In late November 2016, the Kentucky Department of Education and Cabinet for Education and Workforce Development hosted a Kentucky Board of Education Special Meeting on Charters to learn from researchers who have studied the impacts of charter schools. The event included presentations from the Education Commission of the States, Center for Research on Education Outcomes at Stanford University, University of Kentucky, and the Prichard Committee. Researchers agreed on some common themes:
  • Charters show the largest learning gains for low-income students and African-American students in urban areas, with less clear results for other student groups;
  • High-quality charter schools with a trackrecord of success are realizing these gains for students; and
  • Many charters that incorporate a ‘no excuses’, ‘whatever it takes’ model and attract teachers with that same mindset have achieved great success with educationally disadvantaged student populations.

As a result of the learning session with researchers, KBE issued a position statement on charter schools which expresses a preference for local authorizing with an appeal to the state Board, a focus on “at-risk and underserved students” and funding that doesn’t negatively impact overall funding for public schools.

In December 2016, we joined several Kentucky Board of Education members, including Ben Cundiff our host for the day (KBE member and Prichard Committee member), on a visit to two public charter schools in Nashville, TN -  East End Prep and Explore! Community School. KBE member Dr. Gary Houchens archived the visit in this post.

Our visit helped us see the faces of leaders, teachers, and kids behind the numbers in the 2015 Urban Charter School Study from Stanford’s Center for Research on Education Outcomes (CREDO). This study indicates that high-quality charter schools in cities such as Boston, Newark, Memphis, and Nashville have spurred strong learning gains among some of our nation’s most disadvantaged children.

Our visit also underscored the importance of an emerging issue we hear frequently in national meetings of education reform researchers and advocates – an issue that Kentucky will be wise to put at the forefront as we move forward:
  • Instilling collaboration between public charters and traditional public schools, that engages and inspires community support, will be critical to ensuring all children are served well (Center for Reinventing Public Education (2016)).  Collaboration has been a hallmark of education policy in Kentucky for years and should be leveraged as a position of strength – allowing us to uniquely benefit from some of the most current research on charters.  

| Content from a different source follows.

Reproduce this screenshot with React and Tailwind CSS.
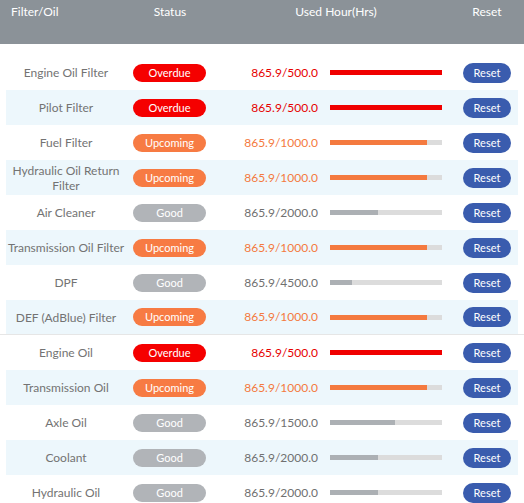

What happens in Frankfort over the next few weeks MATTERS.
Kentucky’s legislative framework to be shaped in the coming weeks can be the first step in building conditions for success, and aiming for the positive results charters have provided for some students. The broad parameters of the legislation, as well as the details, are still very much in play (see our bill summaries for HB 103 and SB 70).
Kentucky will likely be the 45th state (including the District of Columbia) to approve public charter schools and, as many have noted before, we owe it to ourselves (in fact, our students) to learn and benefit from the successes and challenges in other states. For any legislative framework, we see four major issues as essential:
  • Authorizers -- Researchers repeatedly point to the importance of authorizers who have been highly trained to support key principals and standards such as those outlined in the NACSA Quality Authorizing Guide (2015)The Prichard Committee supports a moderate approach to initial charter legislation with authorizing by locally elected school boards and an appeal mechanism to the Kentucky Board of Education as a secondary authorizer. All authorizers should be trained in and required to adhere to nationally recognized standards for quality authorizing. 
  • Accountability and oversight -- Charter school accountably is a key component of overall quality of the public education system. The Prichard Committee supports monitoring and oversight by the Kentucky Board of Education with strong renewal/closure standards and charter contract requirements with clear performance expectations for raising achievement and closing achievement gaps. 
  • Enrollment -- Charter schools should not discriminate in the enrollment of students in any fashion. The Prichard Committee asserts that no student or group of students should be prohibited from enrollment on the basis of ability, performance, geography, socioeconomic status, race or ethnicity, and also that charter schools must provide free and reduced-price meals as well as services for students with learning differences.
  • Funding -- Funding for charter schools should not diminish the resources currently available to school districts to educate and increase achievement for all students. Federal funding will likely be available to support public charters in Kentucky and, historically, states have been asked to outline their strategy for using charters to increase student achievement (USDOE Public Charter Program). The Prichard Committee supports the expression of an explicit, bold goal that seeks to increase student outcomes for all student groups in the Commonwealth and the investment of resources to achieve the goal.  

As citizen advocates for improved education in Kentucky, we are committed to working in partnership with educators, community and faith leaders, philanthropy, and the business community to ensure only exceptional public schools – public traditional schools, and public charters if legislation does indeed become law.  Our public education system should leave nothing to chance as we put each student in Kentucky on a meaningful path to academic and life success.

Ultimately, our success – as individuals and as a state - will be measured in the excellence and equity of the education our students receive and the deep engagement by parents and communities in the process.